日刊ゲンダイDIGITAL / 2024年10月28日 9時26分

「競争を良しとしない義務教育」に異議アリ! 野球人口減少どころか“スポーツ離れ”の現状を憂う(持丸修一/専修大松戸 野球部監督)

徒競走は減少傾向

【持丸修一 76歳名将の高校野球論】#49

 24日、ドラフト会議が開催されました。

 毎年のように「〇年に1度」と評される逸材が出現し、どこの球団が指名するのか、全国のプロ野球、高校野球ファンが固唾をのんでその時を待つ──。異なるファン層が一体となって楽しめる一大イベントです。 

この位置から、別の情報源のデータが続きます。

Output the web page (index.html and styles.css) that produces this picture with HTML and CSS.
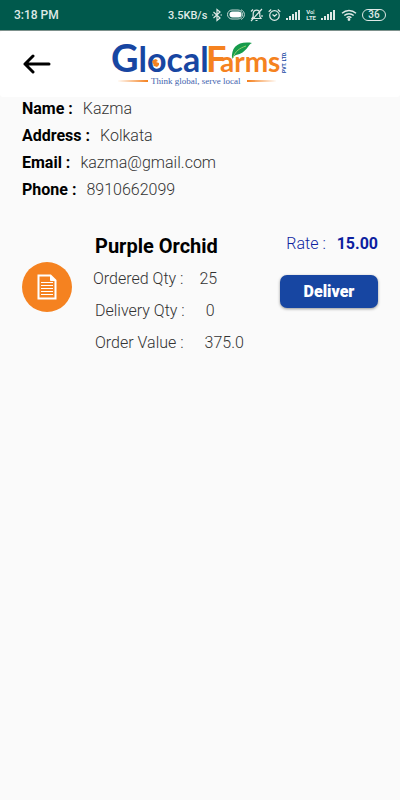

 しかし、あと何年、ドラフト会議を楽しめるのでしょうか。私の寿命の話ではありません。

 野球人口が減っているからです。

 今ドラフトにかかった高校生たちが生まれた2006年の高校球児は16万6314人でしたが、今年は12万7031人(約76%)にまで減少しています。同時期の出生者数の減少が約83%であることを考えると、野球離れは少子化以上の速度で進んでいることがわかります。

 その要因として、球遊びできる公園の減少や野球道具の多さと金銭的負担、子供たちにとっての選択肢の増加、中学教員の働き方改革などが挙げられます。ただ、私は「義務教育のあり方の変化」も関係していると考えます。

 たとえば近年は運動会の徒競走を廃止する小中学校が増えているそうです。つまり、スポーツで順位や優劣を付けたり、競争を避ける動きが広がっているのです。そのせいか、男子中高生の運動部加入率は年々低下しているという調査結果が出ています。

 いまの教育現場では、野球離れどころか“スポーツ離れ”が進行しているのです。

 元高校教員として、この場を借りて「競争を良しとしない義務教育」に異議を唱えたい。なぜなら、人生は常に競争だからです。希望する大学に進むためにも受験があるし、社会に出てからはもっと激しい戦いが待ち構えています。競争こそ社会の本質といっても過言ではありません。義務教育はそれらに向けた準備をするための場でもあるはず。いくらでも挑戦も失敗もできる子供の時こそ、競争の環境に慣れさせるべきです。

 その点でスポーツはもってこいです。どうやったら相手に勝てるか、自分が成長できるか。試行錯誤、努力する過程で自分を知り、人間としても成長できる。積み重ねた経験は何事にも応用が利き、大人になってからも目標に向けて正しく努力できるはずです。

 いまの教育が続けば、野球人口の減少どころか各スポーツ競技で逸材の出現率も減るかもしれない。努力や競争に慣れていない人材が社会にあふれると、日本経済はさらに停滞してしまうのではないか。危機感が募ります。